Die italienische Sopranistin Francesca Lombardi Mazzulli bezauberte das Publikum mit ihrem glockenreinen Gesang, war dramatisch, leidenschaftlich, ungestüm und dann wieder voller Zartgefühl. Auch ihre drei Verehrer machten ordentlich was her: Eric Laporte brachte als Conte Albafiorita seinen vitalen, klangschönen Tenor zur Geltung, Calin Valentin Cozma (Bassbariton) war als Marchese di Forlimpopoli ein Kerl voller Saft und Kraft, und in der Rolle des Frauenhassers Cavaliere Ripafratta ließ Tomi Wendt mit seinem beweglichen, wohlklingenden Bariton den Draufgänger raus. Als Kellner Fabrizio wirkte Ralf Simon bei der Premiere wegen einer Erkältung etwas angegriffen, aber die Gießener wissen ja, dass er sonst über einen strahlungskräftigen Tenor verfügt. Ferner sangen Naroa Intxaustik, Stine Marie Fischer und Vepkhia Tsiklauri.

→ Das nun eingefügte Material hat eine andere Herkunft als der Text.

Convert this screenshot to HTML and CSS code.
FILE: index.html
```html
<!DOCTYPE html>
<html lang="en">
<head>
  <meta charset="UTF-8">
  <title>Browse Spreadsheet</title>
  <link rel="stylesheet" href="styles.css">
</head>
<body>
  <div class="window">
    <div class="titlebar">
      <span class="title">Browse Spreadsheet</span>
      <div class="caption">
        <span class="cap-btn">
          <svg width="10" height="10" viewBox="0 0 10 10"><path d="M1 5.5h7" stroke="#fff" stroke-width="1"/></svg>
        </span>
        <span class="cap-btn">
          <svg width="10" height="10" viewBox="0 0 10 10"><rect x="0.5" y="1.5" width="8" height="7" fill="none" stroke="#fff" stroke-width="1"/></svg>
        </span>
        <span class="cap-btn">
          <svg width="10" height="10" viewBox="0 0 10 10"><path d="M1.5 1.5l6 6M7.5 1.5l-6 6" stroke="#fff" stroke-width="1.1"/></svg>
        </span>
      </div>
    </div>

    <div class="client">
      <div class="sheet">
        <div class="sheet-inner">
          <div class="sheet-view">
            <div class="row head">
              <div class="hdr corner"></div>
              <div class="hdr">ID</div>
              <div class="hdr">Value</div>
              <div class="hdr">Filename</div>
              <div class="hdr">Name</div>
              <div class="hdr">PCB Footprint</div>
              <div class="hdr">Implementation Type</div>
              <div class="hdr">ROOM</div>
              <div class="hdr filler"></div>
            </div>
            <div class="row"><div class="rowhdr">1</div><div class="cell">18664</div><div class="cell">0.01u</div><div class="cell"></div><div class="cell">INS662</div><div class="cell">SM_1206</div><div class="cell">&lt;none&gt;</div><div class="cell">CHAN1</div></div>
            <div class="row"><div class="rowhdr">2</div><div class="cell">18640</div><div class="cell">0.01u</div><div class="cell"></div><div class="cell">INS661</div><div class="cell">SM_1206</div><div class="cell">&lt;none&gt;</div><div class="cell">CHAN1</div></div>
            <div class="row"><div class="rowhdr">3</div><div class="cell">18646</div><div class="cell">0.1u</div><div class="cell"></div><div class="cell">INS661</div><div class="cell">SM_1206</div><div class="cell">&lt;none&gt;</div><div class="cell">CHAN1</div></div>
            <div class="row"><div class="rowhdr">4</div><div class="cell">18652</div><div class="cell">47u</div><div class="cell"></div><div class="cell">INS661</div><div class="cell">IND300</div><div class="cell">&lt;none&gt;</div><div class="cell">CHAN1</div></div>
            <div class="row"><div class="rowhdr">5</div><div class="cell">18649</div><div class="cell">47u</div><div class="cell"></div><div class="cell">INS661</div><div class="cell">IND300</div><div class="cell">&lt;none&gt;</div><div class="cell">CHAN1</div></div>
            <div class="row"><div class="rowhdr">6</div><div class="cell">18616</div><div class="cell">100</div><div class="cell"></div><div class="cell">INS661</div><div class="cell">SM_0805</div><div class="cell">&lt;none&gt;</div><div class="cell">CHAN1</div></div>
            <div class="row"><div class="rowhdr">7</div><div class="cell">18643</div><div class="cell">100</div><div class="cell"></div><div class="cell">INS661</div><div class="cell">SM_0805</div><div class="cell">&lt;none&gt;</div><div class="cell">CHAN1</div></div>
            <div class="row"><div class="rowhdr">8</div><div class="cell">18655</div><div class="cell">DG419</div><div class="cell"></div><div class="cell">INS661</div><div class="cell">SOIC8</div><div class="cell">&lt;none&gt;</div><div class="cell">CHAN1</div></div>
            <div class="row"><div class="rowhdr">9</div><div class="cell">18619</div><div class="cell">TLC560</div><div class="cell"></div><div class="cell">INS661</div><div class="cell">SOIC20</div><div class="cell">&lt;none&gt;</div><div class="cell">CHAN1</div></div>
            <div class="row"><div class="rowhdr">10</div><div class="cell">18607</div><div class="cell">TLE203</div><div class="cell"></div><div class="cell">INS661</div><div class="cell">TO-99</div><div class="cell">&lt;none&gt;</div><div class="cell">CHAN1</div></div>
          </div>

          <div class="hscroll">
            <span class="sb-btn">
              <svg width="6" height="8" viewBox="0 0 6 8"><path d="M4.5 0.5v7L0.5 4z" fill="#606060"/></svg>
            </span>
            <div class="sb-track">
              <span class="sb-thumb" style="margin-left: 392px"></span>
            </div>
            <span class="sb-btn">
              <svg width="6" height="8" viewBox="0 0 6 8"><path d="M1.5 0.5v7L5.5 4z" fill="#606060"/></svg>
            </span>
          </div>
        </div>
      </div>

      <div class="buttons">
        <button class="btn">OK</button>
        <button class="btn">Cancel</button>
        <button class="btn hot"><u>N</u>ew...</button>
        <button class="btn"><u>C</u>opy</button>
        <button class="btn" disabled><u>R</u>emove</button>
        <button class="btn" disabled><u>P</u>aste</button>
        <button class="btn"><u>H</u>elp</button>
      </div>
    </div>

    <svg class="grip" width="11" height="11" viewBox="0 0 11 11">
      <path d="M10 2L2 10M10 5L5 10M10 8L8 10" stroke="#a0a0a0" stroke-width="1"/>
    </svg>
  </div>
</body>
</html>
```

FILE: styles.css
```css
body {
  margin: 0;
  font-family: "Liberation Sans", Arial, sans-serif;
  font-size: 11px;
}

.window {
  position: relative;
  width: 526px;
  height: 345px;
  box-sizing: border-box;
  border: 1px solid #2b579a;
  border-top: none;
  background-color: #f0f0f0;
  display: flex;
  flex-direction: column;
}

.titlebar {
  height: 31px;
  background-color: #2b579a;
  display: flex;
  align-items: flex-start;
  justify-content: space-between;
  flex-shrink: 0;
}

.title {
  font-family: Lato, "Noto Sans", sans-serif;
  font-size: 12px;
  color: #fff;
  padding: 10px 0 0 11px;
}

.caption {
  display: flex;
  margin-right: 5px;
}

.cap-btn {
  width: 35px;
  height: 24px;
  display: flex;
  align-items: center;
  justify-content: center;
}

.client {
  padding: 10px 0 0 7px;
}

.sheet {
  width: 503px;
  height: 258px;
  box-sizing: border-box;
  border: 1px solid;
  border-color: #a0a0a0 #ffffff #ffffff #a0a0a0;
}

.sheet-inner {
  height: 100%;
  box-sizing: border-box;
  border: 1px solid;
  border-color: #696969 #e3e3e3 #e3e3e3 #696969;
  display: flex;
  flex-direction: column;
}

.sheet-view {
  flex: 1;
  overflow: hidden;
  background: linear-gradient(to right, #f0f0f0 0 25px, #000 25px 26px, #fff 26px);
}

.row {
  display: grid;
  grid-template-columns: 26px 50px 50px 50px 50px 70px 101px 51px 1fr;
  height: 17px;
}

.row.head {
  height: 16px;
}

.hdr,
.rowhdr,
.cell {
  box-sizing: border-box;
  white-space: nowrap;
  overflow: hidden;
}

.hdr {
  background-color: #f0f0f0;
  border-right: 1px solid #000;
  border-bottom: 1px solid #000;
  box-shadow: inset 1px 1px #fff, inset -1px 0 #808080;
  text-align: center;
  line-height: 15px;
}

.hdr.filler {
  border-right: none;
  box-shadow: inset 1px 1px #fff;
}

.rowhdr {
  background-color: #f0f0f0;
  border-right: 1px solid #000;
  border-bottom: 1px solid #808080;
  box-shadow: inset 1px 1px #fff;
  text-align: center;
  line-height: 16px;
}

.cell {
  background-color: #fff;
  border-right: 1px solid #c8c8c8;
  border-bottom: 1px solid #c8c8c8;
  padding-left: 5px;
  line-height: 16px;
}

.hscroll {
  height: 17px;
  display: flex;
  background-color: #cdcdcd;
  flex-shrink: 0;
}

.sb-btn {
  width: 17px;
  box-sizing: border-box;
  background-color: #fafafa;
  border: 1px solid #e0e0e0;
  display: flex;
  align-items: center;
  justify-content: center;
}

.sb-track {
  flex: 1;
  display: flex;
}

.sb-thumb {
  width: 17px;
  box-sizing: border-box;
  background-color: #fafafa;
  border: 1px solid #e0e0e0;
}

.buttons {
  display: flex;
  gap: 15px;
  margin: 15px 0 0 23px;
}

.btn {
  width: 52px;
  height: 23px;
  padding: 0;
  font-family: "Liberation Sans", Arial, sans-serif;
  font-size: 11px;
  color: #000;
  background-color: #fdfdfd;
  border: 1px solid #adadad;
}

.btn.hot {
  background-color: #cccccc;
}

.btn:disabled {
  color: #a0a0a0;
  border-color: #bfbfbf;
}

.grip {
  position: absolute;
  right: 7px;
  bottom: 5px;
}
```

Und wenn er nicht gestorben ist, zieht der Regisseur noch heute durch die Lande, um die Menschen mit seinen Einfällen zu beglücken. Vielleicht erreicht ihn demnächst ein Angebot aus Oberammergau, wo er seine religiösen Gefühle noch stärker ausleben kann als im Stadttheater. Und die Requisiten aus Gießen kann er auch gleich mitnehmen.